- _Task objective_: Answer with one number only: the number of lines that include the word "this".

- _Data shown_:
○ ○ ○ ○ ○ ○ ○

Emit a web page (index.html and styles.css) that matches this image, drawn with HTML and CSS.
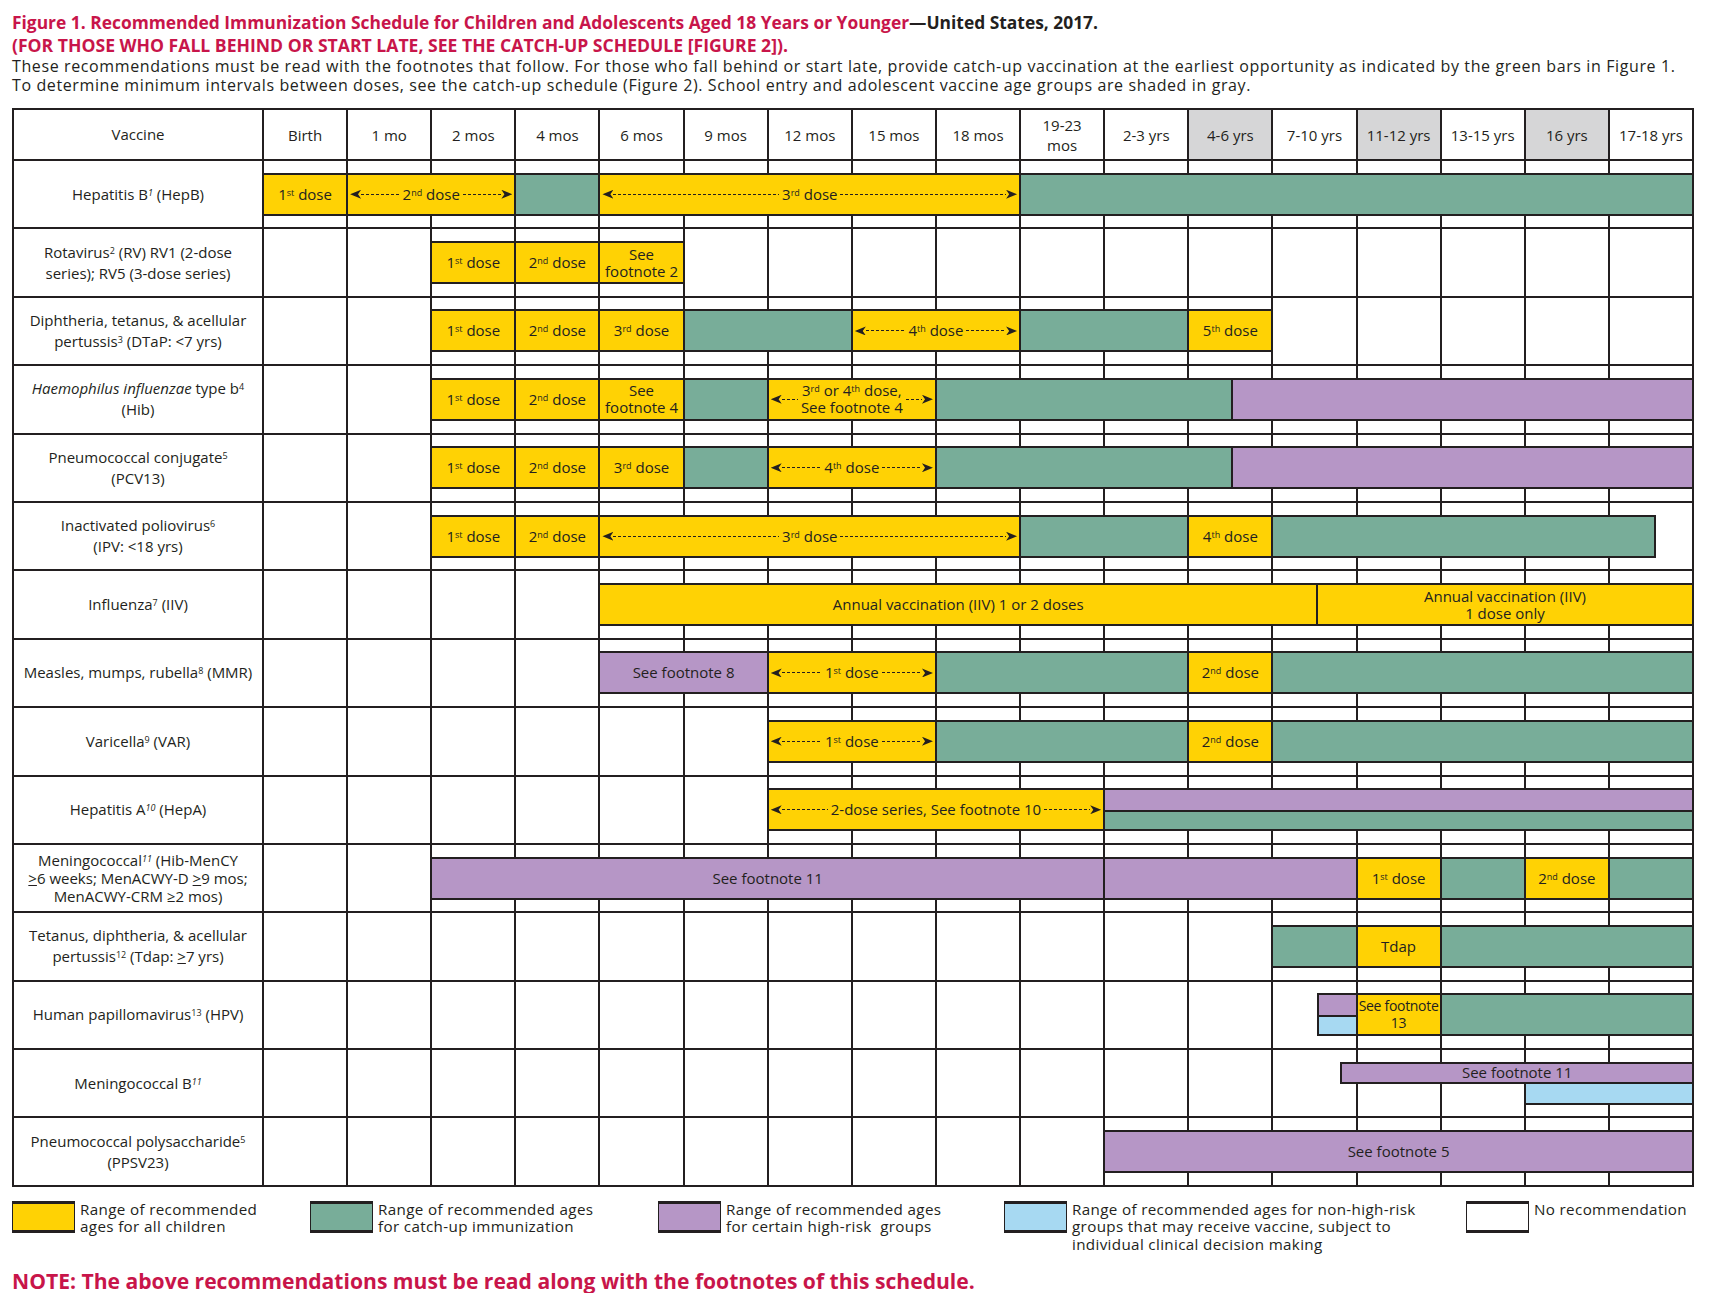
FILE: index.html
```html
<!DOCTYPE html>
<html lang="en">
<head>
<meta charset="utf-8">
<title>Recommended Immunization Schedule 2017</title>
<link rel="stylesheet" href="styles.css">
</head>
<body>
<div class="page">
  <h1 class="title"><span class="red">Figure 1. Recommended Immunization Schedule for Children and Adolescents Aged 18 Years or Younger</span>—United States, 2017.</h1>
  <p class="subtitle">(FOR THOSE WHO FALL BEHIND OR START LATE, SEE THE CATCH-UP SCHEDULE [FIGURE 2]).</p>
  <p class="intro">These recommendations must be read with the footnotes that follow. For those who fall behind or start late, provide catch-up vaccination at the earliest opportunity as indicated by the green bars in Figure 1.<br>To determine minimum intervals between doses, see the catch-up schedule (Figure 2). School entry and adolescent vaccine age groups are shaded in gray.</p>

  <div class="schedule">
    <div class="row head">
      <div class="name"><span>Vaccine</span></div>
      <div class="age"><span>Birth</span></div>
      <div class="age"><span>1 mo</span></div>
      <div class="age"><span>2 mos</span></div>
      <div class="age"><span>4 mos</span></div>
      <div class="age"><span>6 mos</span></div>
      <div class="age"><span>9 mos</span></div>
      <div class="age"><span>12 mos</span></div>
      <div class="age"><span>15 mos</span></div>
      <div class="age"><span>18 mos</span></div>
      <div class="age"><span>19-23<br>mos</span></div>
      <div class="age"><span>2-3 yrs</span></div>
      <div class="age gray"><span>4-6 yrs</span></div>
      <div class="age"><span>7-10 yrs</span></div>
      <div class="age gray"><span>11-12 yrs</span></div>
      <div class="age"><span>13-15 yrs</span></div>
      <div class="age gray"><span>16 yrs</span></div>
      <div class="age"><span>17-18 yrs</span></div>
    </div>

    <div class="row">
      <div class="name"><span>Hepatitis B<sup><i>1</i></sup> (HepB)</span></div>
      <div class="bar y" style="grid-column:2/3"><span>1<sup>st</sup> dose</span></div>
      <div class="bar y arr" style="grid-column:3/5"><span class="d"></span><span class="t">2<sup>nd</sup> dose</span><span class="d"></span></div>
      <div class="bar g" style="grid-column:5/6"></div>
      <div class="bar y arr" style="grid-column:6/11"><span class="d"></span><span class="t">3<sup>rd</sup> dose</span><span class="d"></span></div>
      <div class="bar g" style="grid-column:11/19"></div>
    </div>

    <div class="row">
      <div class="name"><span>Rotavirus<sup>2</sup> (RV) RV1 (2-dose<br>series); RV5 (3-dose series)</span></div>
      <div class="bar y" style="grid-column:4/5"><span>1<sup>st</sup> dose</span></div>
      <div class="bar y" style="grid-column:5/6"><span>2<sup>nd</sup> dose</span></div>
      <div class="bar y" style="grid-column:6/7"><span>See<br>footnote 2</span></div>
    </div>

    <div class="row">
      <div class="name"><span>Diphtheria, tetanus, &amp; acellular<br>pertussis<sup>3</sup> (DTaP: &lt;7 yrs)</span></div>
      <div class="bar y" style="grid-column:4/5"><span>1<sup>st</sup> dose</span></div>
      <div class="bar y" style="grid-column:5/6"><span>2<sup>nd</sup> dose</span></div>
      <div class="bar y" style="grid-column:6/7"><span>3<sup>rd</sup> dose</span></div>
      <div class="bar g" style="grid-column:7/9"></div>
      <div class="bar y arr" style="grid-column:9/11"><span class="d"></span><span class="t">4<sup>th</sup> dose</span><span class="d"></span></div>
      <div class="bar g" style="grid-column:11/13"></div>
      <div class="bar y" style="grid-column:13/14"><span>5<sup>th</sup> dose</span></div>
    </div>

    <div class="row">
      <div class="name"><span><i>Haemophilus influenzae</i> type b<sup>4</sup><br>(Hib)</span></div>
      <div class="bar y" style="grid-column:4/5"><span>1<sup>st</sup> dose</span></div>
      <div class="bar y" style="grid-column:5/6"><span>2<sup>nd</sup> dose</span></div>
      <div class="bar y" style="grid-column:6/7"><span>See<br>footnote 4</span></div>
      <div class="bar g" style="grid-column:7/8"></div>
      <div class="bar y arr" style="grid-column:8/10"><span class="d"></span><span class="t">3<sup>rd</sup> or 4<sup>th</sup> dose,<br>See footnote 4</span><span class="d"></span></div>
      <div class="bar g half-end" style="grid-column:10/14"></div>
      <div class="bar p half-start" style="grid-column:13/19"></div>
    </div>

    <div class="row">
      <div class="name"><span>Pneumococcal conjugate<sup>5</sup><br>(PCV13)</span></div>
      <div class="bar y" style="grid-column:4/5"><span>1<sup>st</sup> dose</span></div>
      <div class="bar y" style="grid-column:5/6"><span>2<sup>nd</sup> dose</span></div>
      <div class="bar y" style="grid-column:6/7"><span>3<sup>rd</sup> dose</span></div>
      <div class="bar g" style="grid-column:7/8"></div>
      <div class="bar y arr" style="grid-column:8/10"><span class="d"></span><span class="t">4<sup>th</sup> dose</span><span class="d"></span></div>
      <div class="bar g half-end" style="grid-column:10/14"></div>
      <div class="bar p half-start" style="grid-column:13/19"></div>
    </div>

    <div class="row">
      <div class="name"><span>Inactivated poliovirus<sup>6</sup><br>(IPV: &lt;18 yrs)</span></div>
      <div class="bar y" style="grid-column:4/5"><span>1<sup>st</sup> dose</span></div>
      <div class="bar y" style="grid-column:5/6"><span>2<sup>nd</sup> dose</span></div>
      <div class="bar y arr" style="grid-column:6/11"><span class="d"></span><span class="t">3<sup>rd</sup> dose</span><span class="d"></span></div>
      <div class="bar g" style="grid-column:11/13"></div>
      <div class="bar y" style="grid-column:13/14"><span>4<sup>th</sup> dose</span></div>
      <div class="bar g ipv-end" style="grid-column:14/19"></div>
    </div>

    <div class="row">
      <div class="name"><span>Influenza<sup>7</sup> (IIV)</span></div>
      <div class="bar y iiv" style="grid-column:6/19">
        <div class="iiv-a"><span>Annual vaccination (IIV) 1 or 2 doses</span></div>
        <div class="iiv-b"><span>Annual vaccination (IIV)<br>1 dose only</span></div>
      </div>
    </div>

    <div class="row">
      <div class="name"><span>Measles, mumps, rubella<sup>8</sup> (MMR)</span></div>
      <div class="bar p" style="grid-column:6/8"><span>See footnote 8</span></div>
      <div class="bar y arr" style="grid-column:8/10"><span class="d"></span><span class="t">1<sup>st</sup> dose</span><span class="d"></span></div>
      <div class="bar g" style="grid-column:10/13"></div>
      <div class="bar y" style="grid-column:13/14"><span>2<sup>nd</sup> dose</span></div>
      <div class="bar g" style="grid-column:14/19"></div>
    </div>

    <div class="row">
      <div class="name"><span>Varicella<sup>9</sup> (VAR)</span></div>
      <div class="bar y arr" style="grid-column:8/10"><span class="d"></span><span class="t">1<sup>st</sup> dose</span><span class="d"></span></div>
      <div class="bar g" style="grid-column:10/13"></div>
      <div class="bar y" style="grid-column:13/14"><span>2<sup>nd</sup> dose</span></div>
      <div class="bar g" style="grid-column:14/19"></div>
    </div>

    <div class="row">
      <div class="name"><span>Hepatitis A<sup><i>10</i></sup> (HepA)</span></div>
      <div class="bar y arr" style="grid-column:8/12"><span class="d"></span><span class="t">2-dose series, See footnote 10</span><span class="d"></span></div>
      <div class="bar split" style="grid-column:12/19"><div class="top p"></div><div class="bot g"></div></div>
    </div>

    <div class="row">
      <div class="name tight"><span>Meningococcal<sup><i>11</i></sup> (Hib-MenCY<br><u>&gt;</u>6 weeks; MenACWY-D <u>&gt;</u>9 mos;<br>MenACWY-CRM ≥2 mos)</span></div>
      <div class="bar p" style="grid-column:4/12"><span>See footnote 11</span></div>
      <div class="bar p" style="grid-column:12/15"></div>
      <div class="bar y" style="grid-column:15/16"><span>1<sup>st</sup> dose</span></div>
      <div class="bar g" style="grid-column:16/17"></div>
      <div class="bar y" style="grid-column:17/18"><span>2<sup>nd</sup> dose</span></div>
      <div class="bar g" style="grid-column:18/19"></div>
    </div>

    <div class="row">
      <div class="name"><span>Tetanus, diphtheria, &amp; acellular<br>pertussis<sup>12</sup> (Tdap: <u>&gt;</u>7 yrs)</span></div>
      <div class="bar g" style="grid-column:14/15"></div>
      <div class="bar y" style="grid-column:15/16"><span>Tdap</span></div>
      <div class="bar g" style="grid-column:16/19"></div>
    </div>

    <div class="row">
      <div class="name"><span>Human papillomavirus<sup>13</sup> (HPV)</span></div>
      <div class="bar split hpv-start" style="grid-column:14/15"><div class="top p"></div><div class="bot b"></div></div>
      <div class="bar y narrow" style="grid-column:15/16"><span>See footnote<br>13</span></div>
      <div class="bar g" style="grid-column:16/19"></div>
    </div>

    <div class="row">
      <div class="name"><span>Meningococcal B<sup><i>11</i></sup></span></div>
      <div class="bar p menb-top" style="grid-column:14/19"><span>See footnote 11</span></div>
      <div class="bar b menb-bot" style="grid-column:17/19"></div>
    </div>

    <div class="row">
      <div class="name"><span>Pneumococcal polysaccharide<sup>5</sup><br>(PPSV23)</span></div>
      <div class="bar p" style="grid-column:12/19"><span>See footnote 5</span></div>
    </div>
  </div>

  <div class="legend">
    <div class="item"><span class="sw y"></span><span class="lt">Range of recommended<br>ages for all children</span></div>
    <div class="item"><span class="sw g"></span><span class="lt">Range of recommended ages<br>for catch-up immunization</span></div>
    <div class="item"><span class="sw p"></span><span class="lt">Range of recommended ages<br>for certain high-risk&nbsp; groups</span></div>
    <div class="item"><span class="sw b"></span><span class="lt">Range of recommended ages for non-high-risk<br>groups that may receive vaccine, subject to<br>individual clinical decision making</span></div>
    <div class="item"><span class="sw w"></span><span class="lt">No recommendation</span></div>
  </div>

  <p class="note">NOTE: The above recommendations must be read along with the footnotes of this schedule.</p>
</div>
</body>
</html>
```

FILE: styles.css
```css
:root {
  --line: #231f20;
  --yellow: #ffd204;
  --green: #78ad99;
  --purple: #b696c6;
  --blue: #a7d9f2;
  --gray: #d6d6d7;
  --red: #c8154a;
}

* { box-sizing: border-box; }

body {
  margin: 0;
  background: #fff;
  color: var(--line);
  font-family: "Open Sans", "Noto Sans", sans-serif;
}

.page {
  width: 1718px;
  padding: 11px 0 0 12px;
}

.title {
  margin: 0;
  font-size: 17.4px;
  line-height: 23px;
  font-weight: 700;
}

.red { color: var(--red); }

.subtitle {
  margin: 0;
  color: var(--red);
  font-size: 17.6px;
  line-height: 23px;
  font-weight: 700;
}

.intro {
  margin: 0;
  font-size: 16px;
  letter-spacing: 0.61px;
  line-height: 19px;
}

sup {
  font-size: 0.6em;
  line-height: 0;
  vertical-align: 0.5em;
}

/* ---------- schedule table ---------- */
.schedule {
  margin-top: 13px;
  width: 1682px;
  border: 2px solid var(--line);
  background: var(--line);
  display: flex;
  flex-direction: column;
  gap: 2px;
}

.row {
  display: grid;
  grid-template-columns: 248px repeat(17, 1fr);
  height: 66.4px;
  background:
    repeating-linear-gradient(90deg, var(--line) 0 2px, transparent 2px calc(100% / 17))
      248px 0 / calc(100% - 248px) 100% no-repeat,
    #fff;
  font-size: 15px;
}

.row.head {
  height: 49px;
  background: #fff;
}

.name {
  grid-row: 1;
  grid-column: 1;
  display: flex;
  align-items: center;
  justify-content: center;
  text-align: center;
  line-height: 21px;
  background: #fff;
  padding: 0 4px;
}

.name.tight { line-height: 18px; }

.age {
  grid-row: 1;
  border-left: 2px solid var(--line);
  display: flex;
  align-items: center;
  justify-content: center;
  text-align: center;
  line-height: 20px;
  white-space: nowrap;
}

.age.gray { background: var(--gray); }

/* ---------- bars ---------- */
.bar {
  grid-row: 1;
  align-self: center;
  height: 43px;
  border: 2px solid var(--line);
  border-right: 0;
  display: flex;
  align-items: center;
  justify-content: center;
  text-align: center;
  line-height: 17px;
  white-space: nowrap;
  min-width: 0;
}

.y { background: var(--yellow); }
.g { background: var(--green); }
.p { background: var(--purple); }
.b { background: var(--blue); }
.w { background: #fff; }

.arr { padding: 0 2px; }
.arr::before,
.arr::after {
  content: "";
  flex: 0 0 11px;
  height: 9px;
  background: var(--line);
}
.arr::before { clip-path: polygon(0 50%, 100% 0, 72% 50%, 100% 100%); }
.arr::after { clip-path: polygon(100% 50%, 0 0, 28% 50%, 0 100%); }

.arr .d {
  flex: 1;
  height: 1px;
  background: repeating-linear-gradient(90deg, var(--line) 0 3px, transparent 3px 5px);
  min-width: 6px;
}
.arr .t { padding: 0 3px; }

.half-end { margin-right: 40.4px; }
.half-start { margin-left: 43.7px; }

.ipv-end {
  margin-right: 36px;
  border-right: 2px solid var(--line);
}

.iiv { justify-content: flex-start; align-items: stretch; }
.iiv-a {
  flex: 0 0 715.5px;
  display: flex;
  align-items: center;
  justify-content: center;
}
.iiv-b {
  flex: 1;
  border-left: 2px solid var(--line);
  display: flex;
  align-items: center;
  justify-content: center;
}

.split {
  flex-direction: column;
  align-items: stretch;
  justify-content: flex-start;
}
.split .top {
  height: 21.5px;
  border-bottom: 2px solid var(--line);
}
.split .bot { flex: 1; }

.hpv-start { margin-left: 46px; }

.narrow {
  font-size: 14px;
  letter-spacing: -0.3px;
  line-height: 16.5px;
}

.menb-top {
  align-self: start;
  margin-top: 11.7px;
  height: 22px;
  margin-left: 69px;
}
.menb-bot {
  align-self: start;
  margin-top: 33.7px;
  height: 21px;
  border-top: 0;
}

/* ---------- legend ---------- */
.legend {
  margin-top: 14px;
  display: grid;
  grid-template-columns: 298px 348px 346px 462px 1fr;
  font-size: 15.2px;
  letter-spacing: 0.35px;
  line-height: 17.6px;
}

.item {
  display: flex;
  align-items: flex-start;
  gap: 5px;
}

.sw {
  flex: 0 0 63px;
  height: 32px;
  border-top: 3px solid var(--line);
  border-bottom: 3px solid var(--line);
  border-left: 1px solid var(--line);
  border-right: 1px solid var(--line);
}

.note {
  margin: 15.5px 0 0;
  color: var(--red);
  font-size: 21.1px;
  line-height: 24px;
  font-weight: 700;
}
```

○ ○ ○ ○ ○ ○ ○

- _The result_: 2